Cadillac CTS 2006

Although the American ‘build ’em big, sell ’em cheap’ moto is still applicable to the CTS, this Caddy also has more refinement as well as an improved chassis which puts the quality back in to its quantity.



If you want something a bit different and your not too shy to make a statement then don’t brush aside the Cadillac just yet. You may get some confused looks as people try to make out the badge but it does have the presence to win over quite a few of the sceptics. Although it’s true that the American`s ruler straight roads don’t really demand much from cars in the way of cornering, the fact that Europe’s tarmac is a bit more wiggly is definitely catching on.

Indeed the CTS has seen some welcome improvements to its chassis and suspension which have been carried out at the Nurburgring, Germany. Its StabiliTrak stability control system is another very handy feature, given that it can adjust the braking at any of its four wheels to maintain control of the car.

We like the fact that it`s still got many of its original Americaness yet it’s no more that brash left hooker, its got more imagination to define it as a brand, its neater and more proportionate. You can also detect elements of Vauxhall styling that have been whisked up in the GM melting pot. The more artistically angular lines soften its look like Rooney in a tux; and dare we say the CTS also inspires a temperamental right foot due to the muscle behind it.

You’ve got a choice of two petrol units, an entry level 2.8litre V6 which produces 215bhp or a 3.6litre V6 with 257bhp to boot. The latter is likely to be the most popular not least for its power but also for all the mod cons which come as standard. Both powerplants have variable valve timing and a dual stage variable intake manifold. In fairness despite the initial gulp as you look at the fuel consumption on the trip computer, the 3.6litre does live up to its 24.4mpg on a combined cycle which isn’t too much of a sting for a car of its size.

Although it’s termed a Sport Luxury model the initial burst of life is much more luxury than Sport when you leave it up to the five-speed automatic transmission. It’s very smooth and tentative in response but you don’t feel a surge of passion with it. With an acceleration of 7.0 seconds from 0-62mph, it proves it is a serious contender in its field and the engine note as you push it through its rev range gets moodier by the minute. This translates in to a pleasingly gruff roar, crisp and consistent in its deliverance.
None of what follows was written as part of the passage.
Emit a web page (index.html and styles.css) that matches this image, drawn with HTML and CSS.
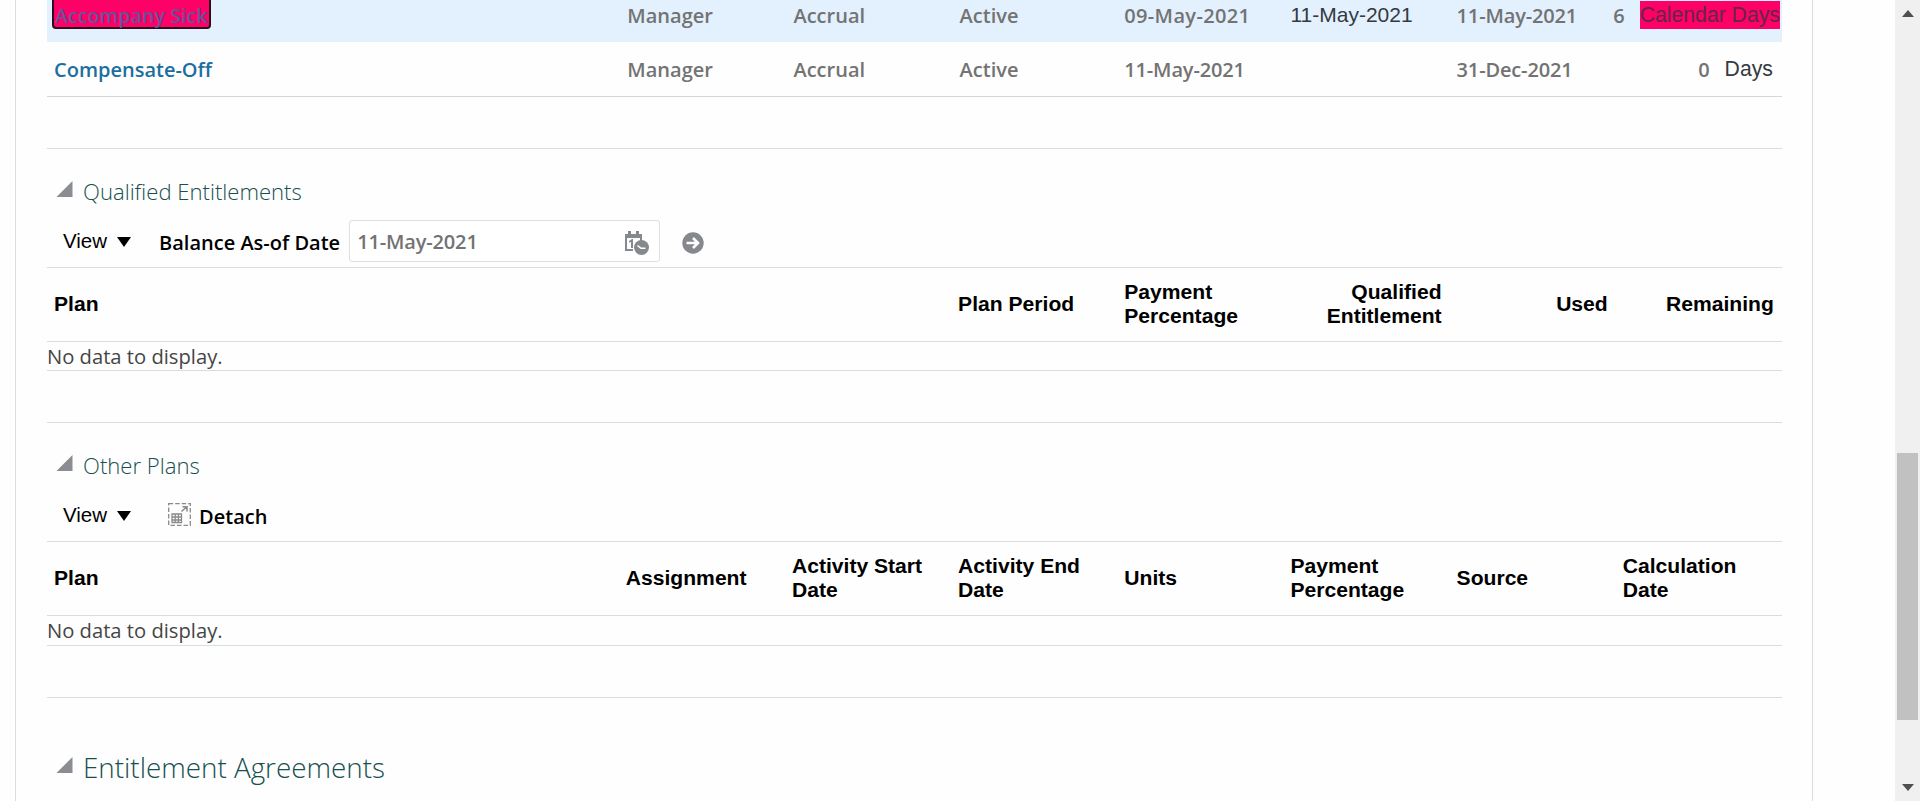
FILE: index.html
```
<!DOCTYPE html>
<html lang="en">
<head>
<meta charset="utf-8">
<title>Absence Records</title>
<link rel="stylesheet" href="styles.css">
</head>
<body>
<div class="page">
  <main class="card">
    <section class="plan-table">
      <div class="grid row selected">
        <div><a class="link focused">Accompany Sick</a></div>
        <div class="text">Manager</div><div class="text">Accrual</div><div class="text">Active</div>
        <div class="date wide">09-May-2021</div>
        <div class="plain">11-May-2021</div>
        <div class="date">11-May-2021</div>
        <div class="balance tight"><span>6</span><span class="plain unit marked">Calendar Days</span></div>
      </div>
      <div class="grid row">
        <div><a class="link">Compensate-Off</a></div>
        <div class="text">Manager</div><div class="text">Accrual</div><div class="text">Active</div>
        <div class="date">11-May-2021</div>
        <div></div>
        <div class="date">31-Dec-2021</div>
        <div class="balance"><span>0</span><span class="plain unit">Days</span></div>
      </div>
    </section>

    <section class="section">
      <h3 class="heading"><svg class="disclose" viewBox="0 0 16 16"><path d="M16 0V16H0Z"/></svg>Qualified Entitlements</h3>
      <div class="toolbar">
        <button class="view">View<svg class="caret" viewBox="0 0 14 10"><path d="M0 0H14L7 10Z"/></svg></button>
        <label class="label">Balance As-of Date</label>
        <div class="field">
          <span>11-May-2021</span>
          <svg class="calendar" viewBox="0 0 24 24">
            <path fill="#85898d" d="M0 3H3V0H6V3H11V0H14V3H17V10H15V7H2V18H8V20H0Z"/>
            <path fill="#85898d" d="M4 10L7 8H8V17H6V11L4 11.500Z"/>
            <circle cx="16.500" cy="16.500" r="7.500" fill="#85898d"/>
            <path d="M12.500 14.500L16 17.300H20.500" fill="none" stroke="#fff" stroke-width="1.600"/>
          </svg>
        </div>
        <svg class="go" viewBox="0 0 22 22">
          <circle cx="11" cy="11" r="10.700" fill="#85898d"/>
          <path d="M4.500 11H15.500M11 6L16 11L11 16" fill="none" stroke="#fff" stroke-width="2.600"/>
        </svg>
      </div>
      <div class="grid head">
        <div class="span-plan">Plan</div>
        <div>Plan Period</div>
        <div>Payment<br>Percentage</div>
        <div class="right">Qualified<br>Entitlement</div>
        <div class="right">Used</div>
        <div class="right">Remaining</div>
      </div>
      <div class="empty">No data to display.</div>
    </section>

    <section class="section">
      <h3 class="heading"><svg class="disclose" viewBox="0 0 16 16"><path d="M16 0V16H0Z"/></svg>Other Plans</h3>
      <div class="toolbar">
        <button class="view">View<svg class="caret" viewBox="0 0 14 10"><path d="M0 0H14L7 10Z"/></svg></button>
        <button class="detach">
          <svg class="detach-icon" viewBox="0 0 23 23" fill="none" stroke="#8b8b8b">
            <path stroke-width="1.300" stroke-dasharray="4.500 2" d="M.7 .7H22.300V22.300H.7Z"/>
            <path stroke-width="1.300" d="M4 11H13.500V19.500H4ZM4 14H13.500M4 17H13.500M7.200 11V19.500M10.400 11V19.500"/>
            <path stroke-width="1.500" d="M13.500 8.500L18.500 4M14.500 3.800H19V8.500"/>
          </svg>
          <span>Detach</span>
        </button>
      </div>
      <div class="grid head">
        <div>Plan</div>
        <div>Assignment</div>
        <div>Activity Start<br>Date</div>
        <div>Activity End<br>Date</div>
        <div>Units</div>
        <div>Payment<br>Percentage</div>
        <div>Source</div>
        <div>Calculation<br>Date</div>
      </div>
      <div class="empty tall">No data to display.</div>
    </section>

    <section class="section">
      <h2 class="heading large"><svg class="disclose" viewBox="0 0 16 16"><path d="M16 0V16H0Z"/></svg>Entitlement Agreements</h2>
    </section>
  </main>

  <aside class="scrollbar">
    <svg class="arrow" viewBox="0 0 12 7"><path d="M6 0L12 7H0Z"/></svg>
    <div class="thumb"></div>
    <svg class="arrow" viewBox="0 0 12 7"><path d="M0 0H12L6 7Z"/></svg>
  </aside>
</div>
</body>
</html>
```
FILE: styles.css
```
* { box-sizing: border-box; }

body {
  margin: 0;
  background: #fefefe;
  font-family: "Open Sans", "Noto Sans", sans-serif;
  font-size: 20px;
  color: #000;
}

svg { display: block; flex: none; }

button {
  border: 0;
  padding: 0;
  background: none;
  font: inherit;
  color: inherit;
}

.page {
  display: flex;
  justify-content: space-between;
  height: 801px;
  overflow: hidden;
}

.card {
  width: 1798px;
  margin-left: 15px;
  padding: 0 30px 0 31px;
  border: solid #d7dee1;
  border-width: 0 1px;
}

.grid {
  display: grid;
  grid-template-columns: 571.800px repeat(7, 166.170px);
  align-items: center;
  white-space: nowrap;
}

.grid > div { padding: 0 8px 0 7px; }

.plan-table {
  margin-top: -12px;
  margin-bottom: 51px;
  border-bottom: 1px solid #d2d9dd;
}

.row {
  height: 54px;
  padding-top: 1px;
  line-height: 28px;
  font-weight: 600;
  color: #737373;
}

.grid > .text { padding-left: 8.500px; }

.selected { background: #e3f0fd; }

.link { color: #1b6f9f; }

.focused {
  display: inline-block;
  width: 159px;
  height: 32px;
  margin: -6px 0 0 -2px;
  padding: 5px 0 0 1px;
  border: 2px solid #2b0b1c;
  border-radius: 4px;
  font-size: 19.700px;
  line-height: 23px;
  background: #ff0066;
  color: #65529a;
}

.date { letter-spacing: -0.150px; }
.date.wide { letter-spacing: 0.350px; }

.plain {
  font: 400 21px/28px "Liberation Sans", Arial, sans-serif;
  color: #333a40;
  position: relative;
  top: -1px;
}

.grid > .balance {
  display: flex;
  justify-content: flex-end;
  gap: 15px;
  padding-right: 9px;
}

.grid > .balance.tight { padding-right: 2px; }

.unit { font-size: 21.200px; }

.marked {
  background: #ff0066;
  color: #632746;
}

.section { border-top: 1px solid #d7dee1; }

.heading {
  display: flex;
  align-items: center;
  gap: 10px;
  margin: 0;
  padding: 27px 0 0 9px;
  font-size: 22.100px;
  line-height: 30px;
  font-weight: 300;
  color: #17504f;
}

.heading.large {
  padding-top: 50px;
  font-size: 27.800px;
  line-height: 38px;
}

.disclose {
  width: 17px;
  height: 16px;
  margin-top: -5px;
  fill: #8a8d91;
}

.toolbar {
  display: flex;
  align-items: center;
  height: 61px;
  padding: 14px 0 5px 16px;
}

.view {
  display: flex;
  align-items: center;
  gap: 10px;
  margin-top: -1px;
  font: 400 20.500px/28px "Liberation Sans", Arial, sans-serif;
}

.caret {
  width: 14px;
  height: 10px;
  margin-top: 3px;
}

.label {
  margin-left: 28px;
  padding-top: 2px;
  font-weight: 600;
}

.field {
  display: flex;
  align-items: center;
  justify-content: space-between;
  width: 311px;
  height: 42px;
  margin-left: 9px;
  padding: 1px 10px 0 7px;
  border: 1px solid #dce0e3;
  border-radius: 3px;
  background: #fff;
  font-weight: 600;
  letter-spacing: -0.150px;
  color: #737373;
}

.calendar {
  width: 24px;
  height: 24px;
  margin-top: 2px;
}

.go {
  width: 22px;
  height: 22px;
  margin: 3px 0 0 22px;
}

.detach {
  display: flex;
  align-items: center;
  gap: 8px;
  margin: -1px 0 0 37px;
  font-weight: 600;
}

.detach span { padding-top: 3px; }

.detach-icon {
  width: 23px;
  height: 23px;
}

.head {
  height: 75px;
  padding-bottom: 2px;
  border: solid #d7dee1;
  border-width: 1px 0;
  font: 700 21.100px/24px "Liberation Sans", Arial, sans-serif;
}

.span-plan { grid-column: span 3; }

.right { text-align: right; }

.empty {
  height: 29px;
  margin-bottom: 51px;
  border-bottom: 1px solid #d7dee1;
  font-size: 20.200px;
  line-height: 28px;
  color: #454545;
}

.empty.tall { height: 30px; }

.scrollbar {
  display: flex;
  flex-direction: column;
  align-items: center;
  justify-content: space-between;
  width: 25px;
  padding: 10px 0;
  background: #f0f0f0;
}

.arrow {
  width: 12px;
  height: 7px;
  fill: #505050;
}

.thumb {
  width: 21px;
  height: 267px;
  margin-top: 371px;
  background: #c1c1c1;
}
```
The ride and handling is always a contentious issue for Europeans driving American cars but it has to be pointed out that there’s been a lot of ironing out in this area. Yes, it can be a little soft around the edges in to fast, tight turns and hence not as forgiving as its German contenders but with a little respect and a predictable driving style, it can take the heat. You can tell as soon as you start it up that its body posture is much stronger and well balanced. The Caddy maintains this graceful poise at high speeds and even around town where the road surface is smooth. Encounter a few dips or loose surfaces though and you’ve got a few wobbles through the cabin.

This aside, the Caddy’s spacious interior has a very inviting allure about it. With five adults, their weekend luggage, bedding and sports equipment the CTS fared remarkably well. Being finished in a creamy beige shade also adds to the light and roomy feel. The CTS is composed and relaxing on long stretches of motorway, Devon’s tiny country roads aren’t its forte but the drive was pleasurable all the same.

The positioning of some of the controls are isn’t immediately obvious but its fairly easy to get used to. The only really curious decision is having a press down handbrake one side and a pull out lever the other side when you want to release it. There’s also quite a few little reminders that you’re in an American car like the ‘trunk open’ warning, the generous amount of cup holders and armchair-style rests.

The standard equipment list is ideal; you’ve got eight-way Dual-zone climate control, heated front seats with lumbar support, an auto-dimming rear-view mirror and a Bose six-CD sound system. The 16” machined-aluminium wheels and heated folding door mirrors are also part of the package as well as six airbags, two of which are dual stage and only inflate according to the severity of the collision. The Sport Luxury model gets a few additional perks as standard like the leather interior, 17-inch wheels and xenon headlamps with washers. Then on the options list you have the choice of a sunroof, satellite navigation and metallic paint. The only thing it lacks is parking sensors but then if you are used to driving big cars, you probably aren’t afraid of backing them in to tight spaces.

The CTS is certainly easy to drive and very practical, the biggest hurdle for Cadillac is actually getting people in it in the first place as the British can be sticklers for familiarity. However once we do widen our product knowledge by trying out a few different models, we are open to being pleasantly surprised. The CTS will always have an American accent and therefore never fit conventional expectations but it has enough knowledge of UK culture to charm us at our own game.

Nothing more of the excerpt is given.